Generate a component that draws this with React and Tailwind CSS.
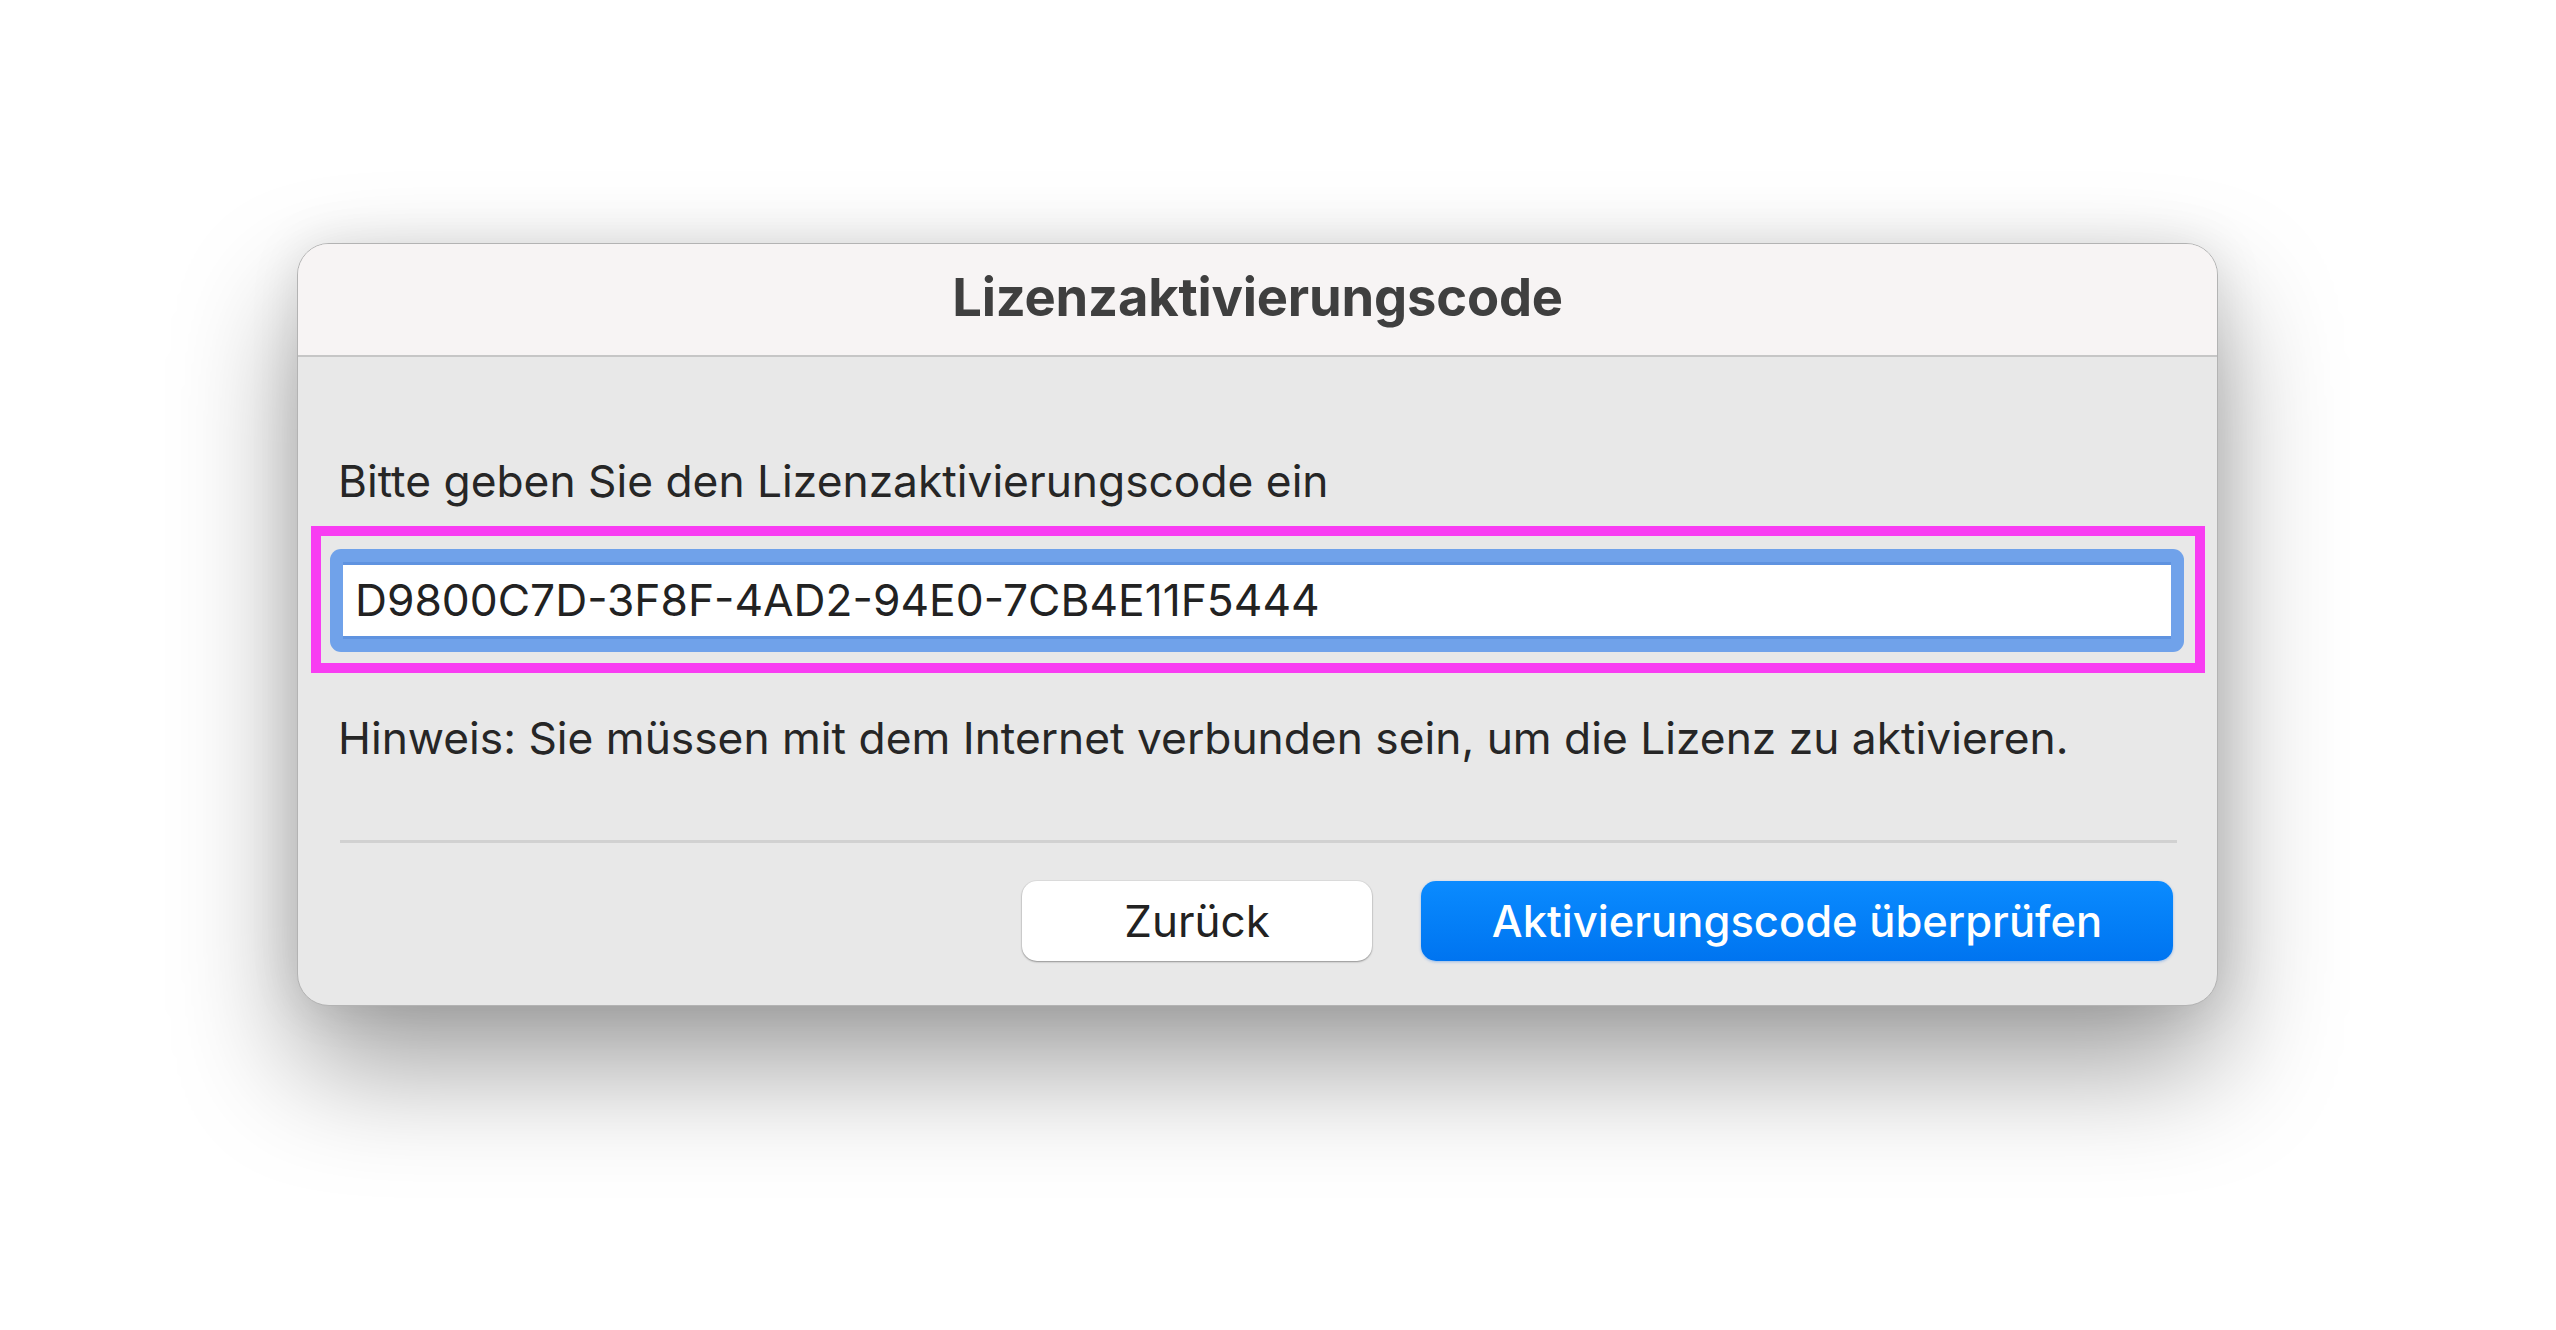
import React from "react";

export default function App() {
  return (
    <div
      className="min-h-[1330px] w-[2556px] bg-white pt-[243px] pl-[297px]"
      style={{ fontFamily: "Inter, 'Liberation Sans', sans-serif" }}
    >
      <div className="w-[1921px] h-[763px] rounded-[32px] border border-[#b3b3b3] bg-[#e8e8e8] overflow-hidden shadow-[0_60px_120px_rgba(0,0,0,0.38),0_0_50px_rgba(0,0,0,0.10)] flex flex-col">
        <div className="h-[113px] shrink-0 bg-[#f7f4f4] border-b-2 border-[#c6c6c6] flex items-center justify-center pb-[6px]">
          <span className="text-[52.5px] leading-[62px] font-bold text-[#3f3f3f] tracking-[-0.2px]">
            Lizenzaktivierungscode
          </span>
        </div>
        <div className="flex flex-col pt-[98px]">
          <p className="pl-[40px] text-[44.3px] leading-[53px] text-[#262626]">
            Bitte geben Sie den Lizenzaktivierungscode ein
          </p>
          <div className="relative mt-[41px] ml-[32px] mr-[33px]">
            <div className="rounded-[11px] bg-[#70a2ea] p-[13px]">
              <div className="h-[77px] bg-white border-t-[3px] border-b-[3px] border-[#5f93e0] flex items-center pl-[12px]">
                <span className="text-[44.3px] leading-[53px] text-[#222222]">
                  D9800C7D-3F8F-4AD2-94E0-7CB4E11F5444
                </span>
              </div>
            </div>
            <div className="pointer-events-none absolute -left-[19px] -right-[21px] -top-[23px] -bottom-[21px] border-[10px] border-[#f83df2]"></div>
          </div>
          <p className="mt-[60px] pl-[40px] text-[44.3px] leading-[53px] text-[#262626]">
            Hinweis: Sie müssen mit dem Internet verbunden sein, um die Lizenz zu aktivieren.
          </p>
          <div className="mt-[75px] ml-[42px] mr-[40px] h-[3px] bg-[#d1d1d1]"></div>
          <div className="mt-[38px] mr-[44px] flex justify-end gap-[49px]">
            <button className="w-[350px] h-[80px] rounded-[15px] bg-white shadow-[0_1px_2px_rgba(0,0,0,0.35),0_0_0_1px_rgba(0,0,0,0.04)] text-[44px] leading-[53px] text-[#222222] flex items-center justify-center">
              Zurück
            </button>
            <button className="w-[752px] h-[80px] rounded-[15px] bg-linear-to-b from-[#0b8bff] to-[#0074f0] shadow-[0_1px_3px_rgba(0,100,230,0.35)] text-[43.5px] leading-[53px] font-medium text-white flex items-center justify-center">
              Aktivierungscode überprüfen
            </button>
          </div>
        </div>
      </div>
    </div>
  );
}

# # # # #

§ TASK OBJECTIVE
Leave the pictures out and please restate exactly the lines running from the start of the material through the one with "import React from".

§ THE RESULT
Generate a component that draws this with React and Tailwind CSS.
import React from "react";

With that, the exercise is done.